G. said, "As in a play, If you plow through, the sheer luck of your straightline effort may occasionally produce the invocational effect. But as in a play the inability to improvise generally guarantees that seldom if ever will it become infused with the living force of presence.
"We need a remembering factor to remind us to make each scene of
the play of life come alive in the spotlight of presence.
"Suppose we saw an automobile driving on the street by itself. Could this act as a reminder for us? Anything of an unusual nature could serve to help us to remember. And after you develop a certain discipline for the invocation of presence, you will notice many remembering factors all around you in the course of ordinary life.
"You may work very hard to invoke presence four times each hour, like clockwork... if grudgingly, dutifully, the invocation of presence is ritualized. What could serve as a remembering factor?" he asked.
"I use thoughts as remembering factors," R. said.
"What about when thoughts become trite?" G. asked.
"In Sufi literature there is reference made to something called
remembering, but not what remembering refers to, because remembering in our tradition refers to different things at different stages, placing attention differently at each gradation along the way.
"For your work just now, remembering refers to the invocation of
presence.
"Remembering to invoke presence and then actually taking a moment to invisibly invoke presence is the beginning of work-discipline.
"At a certain point, remembering refers to the unveiled vision of the Patchwork Quilt, 'the living Face of our endless in the sense of the endless knot, or the endlessness of that without borders, separations or boundaries creator.'
"Remembering can also refer to any sensation which produces
negative emotion, which in turn should, by its automatic force, arouse your sleeping or wandering attention, which reminds you to invoke presence; the invocation of presence reminds you to do the popcorn exercise; the popcorn exercise reminds you to clarify the unveiled vision, which in turn reminds you to diffuse vision; which in turn reminds you to walk between raindrops; which in turn reminds you to do the last hour of life exercise; which in turn reminds you to remember to observe your pulse, which reminds you to do the pulse-prayer...
"Then suddenly you have the definition of negative emotion which
reminds you
'Oh, I am supposed to remember something... something that starts with a P... provokes...? I could probably rationally mentate on it. Let us see if something suggests itself A,B,C... D, I think it starts with... my last hour of death?'
'Oops, I feel remorse... What?... remorse? Remorse... I feel so guilty when I feel remorse, because I know I should feel more remorse than I do.
'Remorse should remind me of something, but what?
'No matter what I think I see the King is naked...
'All phenomena is illusion...
'There is something I am supposed to remember ... something,
something... something... something ... something ...

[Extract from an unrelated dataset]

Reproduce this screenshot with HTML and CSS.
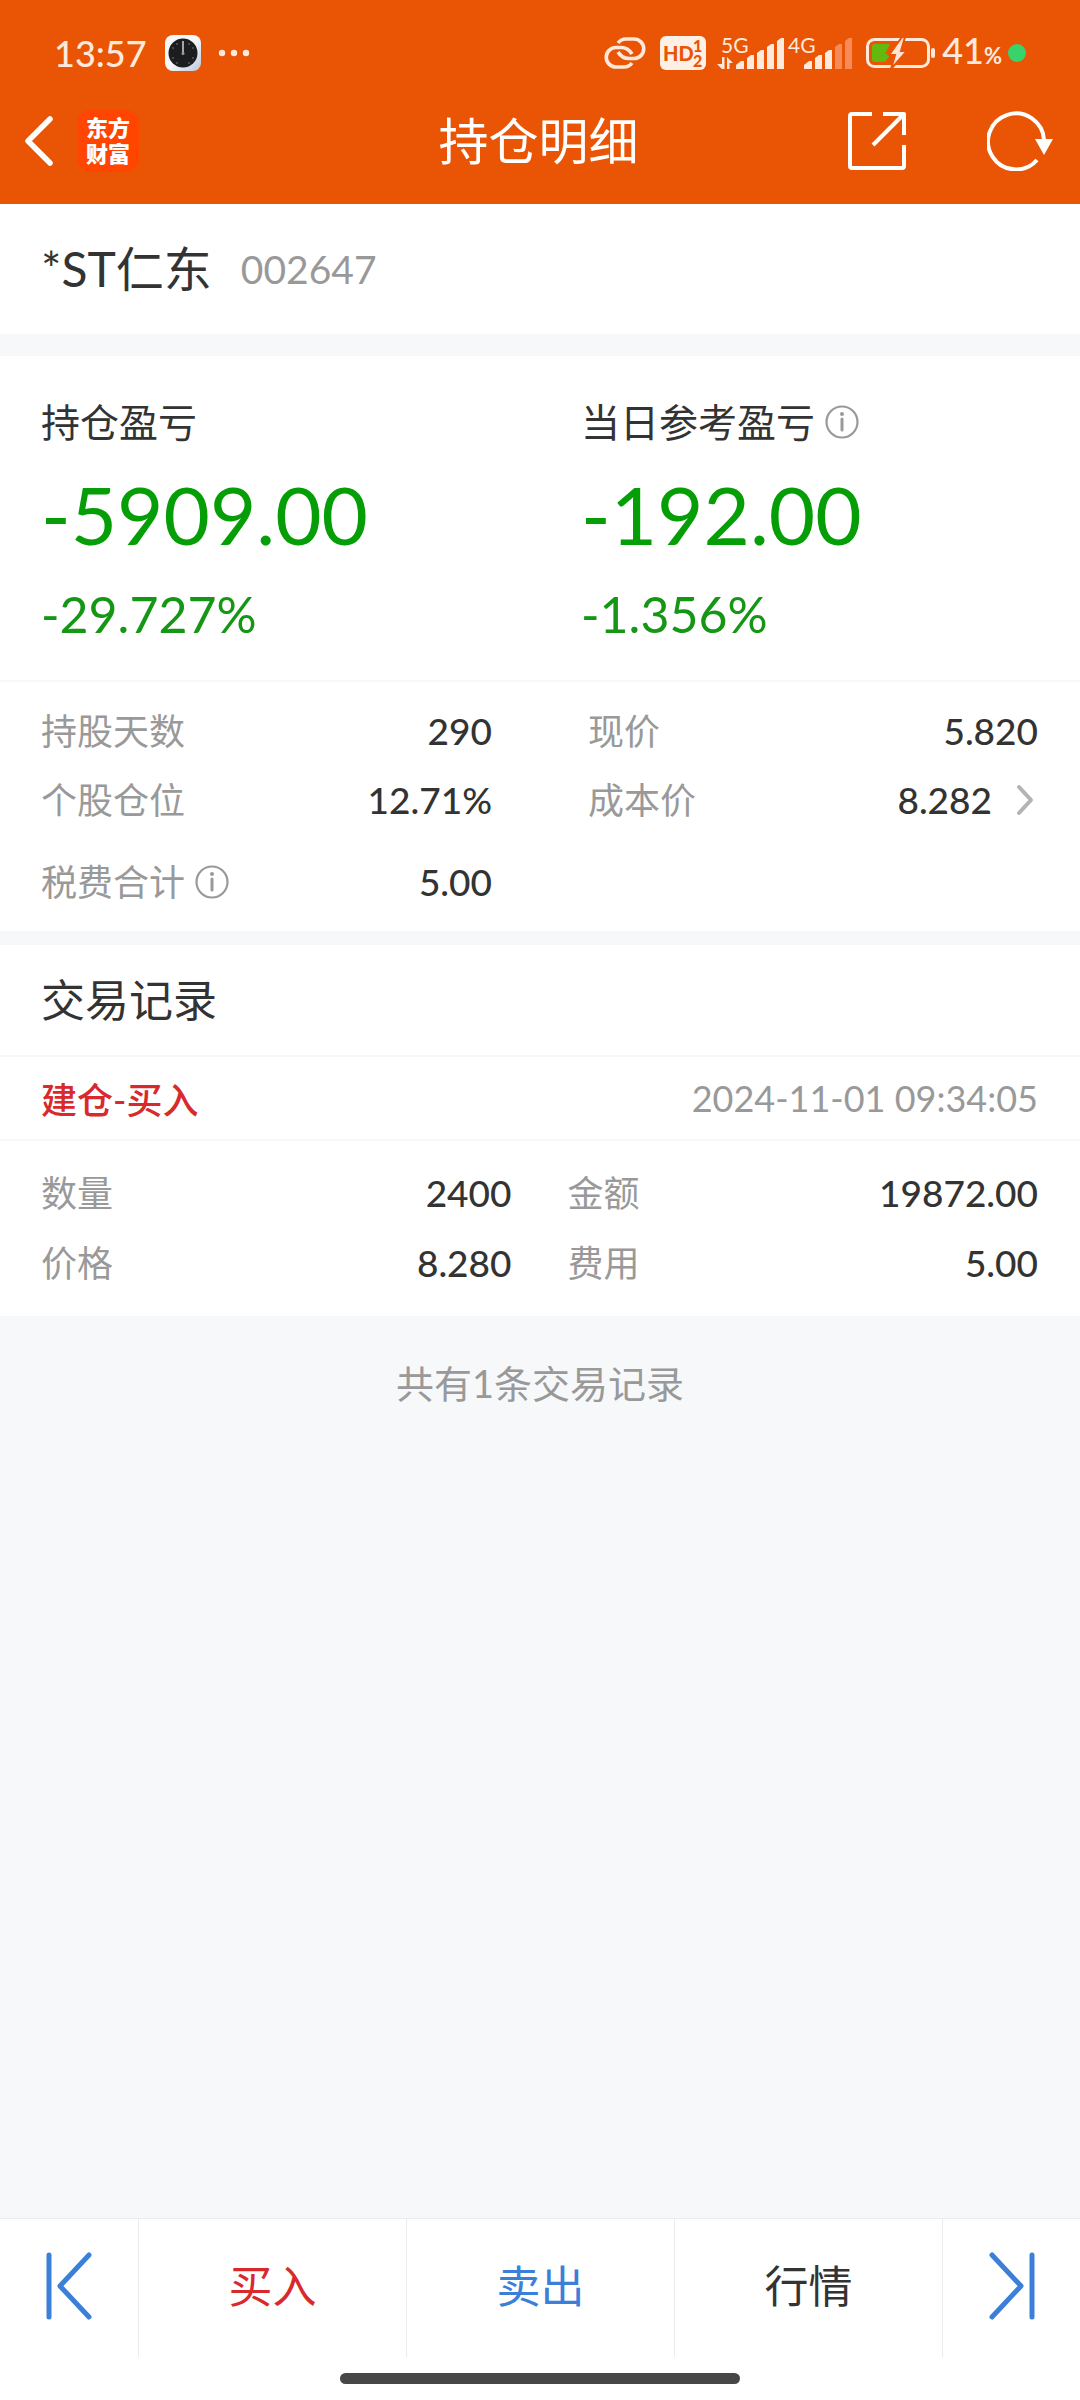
FILE: index.html
```html
<!DOCTYPE html>
<html lang="zh-CN">
<head>
<meta charset="utf-8">
<meta name="viewport" content="width=device-width">
<title>持仓明细</title>
<link rel="stylesheet" href="styles.css">
</head>
<body>
<header class="top">
  <div class="status">
    <span class="clock">13:57</span>
    <svg class="app-clock" width="36" height="36" viewBox="0 0 36 36" aria-hidden="true">
      <defs><linearGradient id="tile" x1="0" y1="0" x2="1" y2="1"><stop offset="0.5" stop-color="#f6f8fb"/><stop offset="1" stop-color="#bcc6dc"/></linearGradient></defs>
      <rect width="36" height="36" rx="8" fill="url(#tile)"/>
      <circle cx="18" cy="18" r="14.5" fill="#1c1d1e"/>
      <path d="M18 6v13" stroke="#c9c9c9" stroke-width="1.6"/>
      <g fill="#999"><circle cx="12" cy="9" r=".7"/><circle cx="24" cy="9" r=".7"/><circle cx="8" cy="13" r=".7"/><circle cx="28" cy="13" r=".7"/><circle cx="8" cy="23" r=".7"/><circle cx="28" cy="23" r=".7"/><circle cx="12" cy="28" r=".7"/><circle cx="24" cy="28" r=".7"/><circle cx="18" cy="18.500" r="1.500"/></g>
    </svg>
    <svg class="more" width="32" height="8" viewBox="0 0 32 8" fill="#ffe9dc" aria-hidden="true"><circle cx="4" cy="4" r="3.200"/><circle cx="16" cy="4" r="3.200"/><circle cx="28" cy="4" r="3.200"/></svg>
    <div class="status-right">
      <svg width="42" height="32" viewBox="0 0 42 32" fill="none" stroke="#ffe9dc" stroke-width="3.600" aria-hidden="true">
        <path d="M14 6Q17 2 22 2H30a9.750 9.750 0 0 1 0 19.500H25Q18 21.500 14 15"/>
        <path d="M28 26Q25 30 20 30H12a9.750 9.750 0 0 1 0-19.500H17Q24 10.500 28 17"/>
      </svg>
      <svg class="hd" width="46" height="34" viewBox="0 0 46 34" aria-hidden="true">
        <rect width="46" height="34" rx="6" fill="#fff0e7"/>
        <g fill="#e95504" font-weight="900"><text x="3" y="25" font-size="20">HD</text><text x="33" y="16" font-size="16">1</text><text x="33" y="31" font-size="16">2</text></g>
      </svg>
      <svg class="signal" width="70" height="46" viewBox="0 -6 70 46" fill="#ffe9dc" aria-hidden="true">
        <text x="4" y="17" font-size="21">5G</text>
        <path d="M5 21h2.500v12H5l-5-5h5zM10 21l6 6h-3.500v6H10z"/>
        <path d="M19 33v-4l5-4h3v8zM30 33V22l4-3h3v14zM40 33V17l4-3h3v19zM50 33V11l4-3h3v25zM60 33V5l4-3h3v31z"/>
      </svg>
      <svg width="66" height="46" viewBox="0 -6 66 46" fill="#ffe9dc" aria-hidden="true">
        <text x="1" y="17" font-size="21">4G</text>
        <path d="M17 33v-4l5-4h3v8zM28 33V22l4-3h3v14zM38 33V17l4-3h3v19z"/>
        <path fill="#f78a56" d="M48 33V11l4-3h3v25zM58 33V5l4-3h3v31z"/>
      </svg>
      <svg class="battery" width="70" height="32" viewBox="0 0 70 32" aria-hidden="true">
        <rect x="1.500" y="2.500" width="61" height="27" rx="7" fill="none" stroke="#ffe9dc" stroke-width="3"/>
        <path d="M9 7h15l-5 10h6l-6 8H9q-3 0-3-3V10q0-3 3-3z" fill="#64b90f"/>
        <path d="M36 0L23 18h6l-4 14 16-18h-6l4-14z" fill="#ffe3d6" stroke="#e95504" stroke-width="2"/>
        <rect x="65" y="11" width="4" height="10" rx="2" fill="#ffe9dc"/>
      </svg>
      <span class="percent">41<small>%</small></span>
      <span class="dot"></span>
    </div>
  </div>
  <nav class="nav">
    <div class="nav-left">
      <button class="icon-btn" aria-label="返回"><svg width="30" height="54" viewBox="0 0 30 54" fill="none" stroke="#fff" stroke-width="5.500" stroke-linecap="round" stroke-linejoin="round"><path d="M26 5L4 27l22 22"/></svg></button>
      <span class="logo"><span>东方</span><span>财富</span></span>
    </div>
    <h1 class="title">持仓明细</h1>
    <div class="nav-right">
      <button class="icon-btn" aria-label="分享"><svg width="60" height="60" viewBox="0 0 60 60" fill="none" stroke="#fff" stroke-width="4" stroke-linejoin="round"><path d="M25 3H5Q3 3 3 5V55q0 2 2 2H55q2 0 2-2V34M36 3H57V24M57 3L26 34"/></svg></button>
      <button class="icon-btn" aria-label="刷新"><svg width="66" height="60" viewBox="0 0 66 60" fill="none" stroke="#fff" stroke-width="4"><path d="M50 49A28 28 0 1 1 57 29"/><path d="M48 28H66L57 44z" fill="#fff" stroke="none"/></svg></button>
    </div>
  </nav>
</header>

<main class="main">
  <section class="stock"><h2 class="name">*ST仁东</h2><span class="code">002647</span></section>

  <section class="profit">
    <div>
      <h3 class="profit-label">持仓盈亏</h3>
      <p class="amount">-5909.00</p>
      <p class="rate">-29.727%</p>
    </div>
    <div>
      <h3 class="profit-label">当日参考盈亏
        <svg class="info" width="34" height="34" viewBox="0 0 34 34" fill="none" stroke="#999" stroke-width="2.200"><circle cx="17" cy="17" r="15.500"/><circle cx="17" cy="9" r="2" fill="#999" stroke="none"/><path d="M17 14v11" stroke-width="3" stroke-linecap="round"/></svg>
      </h3>
      <p class="amount">-192.00</p>
      <p class="rate">-1.356%</p>
    </div>
  </section>

  <section class="stats">
    <dl class="col">
      <div class="row"><dt>持股天数</dt><dd>290</dd></div>
      <div class="row"><dt>个股仓位</dt><dd>12.71%</dd></div>
      <div class="row row-fee"><dt>税费合计
        <svg class="info" width="34" height="34" viewBox="0 0 34 34" fill="none" stroke="#999" stroke-width="2.200"><circle cx="17" cy="17" r="15.500"/><circle cx="17" cy="9" r="2" fill="#999" stroke="none"/><path d="M17 14v11" stroke-width="3" stroke-linecap="round"/></svg>
      </dt><dd>5.00</dd></div>
    </dl>
    <dl class="col">
      <div class="row"><dt>现价</dt><dd>5.820</dd></div>
      <div class="row"><dt>成本价</dt><dd>8.282
        <svg class="arrow" width="18" height="32" viewBox="0 0 18 32" fill="none" stroke="#b3b3b3" stroke-width="4" stroke-linecap="round" stroke-linejoin="round"><path d="M3 3l12 13L3 29"/></svg>
      </dd></div>
    </dl>
  </section>

  <section class="records">
    <h2 class="records-title">交易记录</h2>
    <div class="record-head"><strong class="kind">建仓-买入</strong><time class="time">2024-11-01 09:34:05</time></div>
    <div class="record-body">
      <dl class="col">
        <div class="row"><dt>数量</dt><dd>2400</dd></div>
        <div class="row"><dt>价格</dt><dd>8.280</dd></div>
      </dl>
      <dl class="col">
        <div class="row"><dt>金额</dt><dd>19872.00</dd></div>
        <div class="row"><dt>费用</dt><dd>5.00</dd></div>
      </dl>
    </div>
  </section>
  <p class="count">共有1条交易记录</p>
</main>

<footer class="bottom">
  <div class="tabs">
    <button class="tab" aria-label="上一个"><svg width="46" height="68" viewBox="0 0 46 68" fill="none" stroke="#3b7fd9" stroke-width="5" stroke-linecap="round" stroke-linejoin="round"><path d="M3 3v62M43 3L14 34l29 31"/></svg></button>
    <button class="tab buy">买入</button>
    <button class="tab sell">卖出</button>
    <button class="tab">行情</button>
    <button class="tab" aria-label="下一个"><svg width="46" height="68" viewBox="0 0 46 68" fill="none" stroke="#3b7fd9" stroke-width="5" stroke-linecap="round" stroke-linejoin="round"><path d="M43 3v62M3 3l29 31L3 65"/></svg></button>
  </div>
  <div class="home"></div>
</footer>
</body>
</html>
```
FILE: styles.css
```css
* { box-sizing: border-box; }
body {
  margin: 0;
  min-height: 100vh;
  display: flex;
  flex-direction: column;
  background: #f7f8fa;
  color: #333;
  font-family: Lato, "Noto Sans CJK SC", sans-serif;
}
h1, h2, h3, p, dl, dd { margin: 0; font-weight: 400; }
button { padding: 0; border: 0; background: none; color: inherit; font: inherit; }
svg { display: block; flex: none; }

.top { background: #e95504; color: #fff; }
.status {
  height: 78px;
  padding: 28px 54px 0;
  display: flex;
  align-items: center;
  color: #ffe9dc;
}
.clock { font-size: 36px; font-weight: 500; line-height: 48px; }
.app-clock { margin-left: 18px; }
.more { margin-left: 17px; }
.status-right { margin-left: auto; display: flex; align-items: center; }
.hd { margin-left: 14px; }
.signal { margin-left: 11px; }
.battery { margin-left: 13px; }
.percent { margin-left: 6px; font-size: 36px; font-weight: 500; line-height: 48px; }
.percent small { font-size: 22px; font-weight: 700; }
.dot { margin-left: 6px; width: 18px; height: 18px; border-radius: 50%; background: #38d36b; }

.nav {
  height: 126px;
  padding: 0 27px 0 24px;
  display: grid;
  grid-template-columns: 1fr auto 1fr;
  align-items: center;
}
.nav-left, .nav-right { display: flex; align-items: center; }
.nav-left { gap: 23px; }
.nav-right { justify-content: flex-end; gap: 80px; }
.title { font-size: 50px; line-height: 60px; }
.logo {
  width: 62px;
  height: 62px;
  border-radius: 14px;
  background: #ff4500;
  display: flex;
  flex-direction: column;
  align-items: center;
  justify-content: center;
  font-size: 22px;
  font-weight: 900;
  line-height: 26px;
}

.main { flex: 1; }
.stock {
  height: 130px;
  padding: 0 41px;
  display: flex;
  align-items: center;
  gap: 29px;
  background: #fff;
}
.name { font-size: 48px; line-height: 60px; }
.code { font-size: 39px; line-height: 60px; color: #999; }

.profit {
  margin-top: 22px;
  padding: 40px 0 30px;
  display: grid;
  grid-template-columns: 1fr 1fr;
  background: #fff;
  border-bottom: 2px solid #f7f8fa;
}
.profit > div { padding-left: 41px; }
.profit-label { display: flex; align-items: center; gap: 10px; font-size: 39px; line-height: 52px; }
.amount { margin-top: 16px; font-size: 80px; line-height: 100px; color: #069e06; }
.rate { margin-top: 14px; font-size: 50px; line-height: 72px; color: #159615; }

.stats {
  padding: 14px 42px 1px 41px;
  display: grid;
  grid-template-columns: 451px 1fr;
  column-gap: 96px;
  background: #fff;
}
.row { height: 69px; display: flex; align-items: center; justify-content: space-between; font-size: 37px; line-height: 48px; }
.row-fee { height: 96px; }
dt { display: flex; align-items: center; gap: 10px; font-size: 36px; color: #999; }
dd { display: flex; align-items: center; gap: 24px; font-weight: 500; }
.arrow { margin-right: 4px; }

.records { margin-top: 14px; background: #fff; }
.records-title { padding: 0 41px; font-size: 44px; line-height: 110px; }
.record-head {
  height: 86px;
  padding: 0 42px 0 41px;
  display: flex;
  align-items: center;
  justify-content: space-between;
  border: solid #f7f8fa;
  border-width: 2px 0;
}
.kind { font-size: 36px; font-weight: 500; color: #d8292c; }
.time { font-size: 36px; color: #999; }
.record-body {
  padding: 17px 42px 18px 41px;
  display: grid;
  grid-template-columns: 1fr 1fr;
  column-gap: 56px;
}
.record-body .row { height: 70px; }
.count { padding-top: 40px; text-align: center; font-size: 38px; line-height: 54px; color: #999; }

.bottom { background: #fff; border-top: 1px solid #ececec; }
.tabs { height: 138px; display: grid; grid-template-columns: 138px 1fr 1fr 1fr 138px; }
.tab { padding-bottom: 4px; display: flex; align-items: center; justify-content: center; font-size: 44px; line-height: 60px; }
.tab + .tab { border-left: 1px solid #ececec; }
.buy { color: #d8292c; }
.sell { color: #3b7fd9; }
.home { width: 37%; height: 11px; margin: 16px auto; border-radius: 6px; background: #474747; }
```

'My habits carry me through.
'Even if I cannot remember the four lines, I did remember that there are four of them, just like the Ten Commandments. I may not know what any of them are exactly, but I do remember that there are ten of them...'
"Steering the sequence of associations back to the more obvious work ideas," G. continued, "because we have an associative brain, anything could remind us to work... This idea, using our ordinary habits and weaknesses for our work, and especially for -invocation, is the fulcrum by which we gain evolutionary authority over the machine and suck our own blood, which is to say, drawing alchemical substances from the ordinary chemical factory of the organic functions, for the benefit of the
work and for our work-life.
"Just as M. may swear off movies yet go to the cinema."
"Is this because I am attracted to how I behave at the theater?" M. asked.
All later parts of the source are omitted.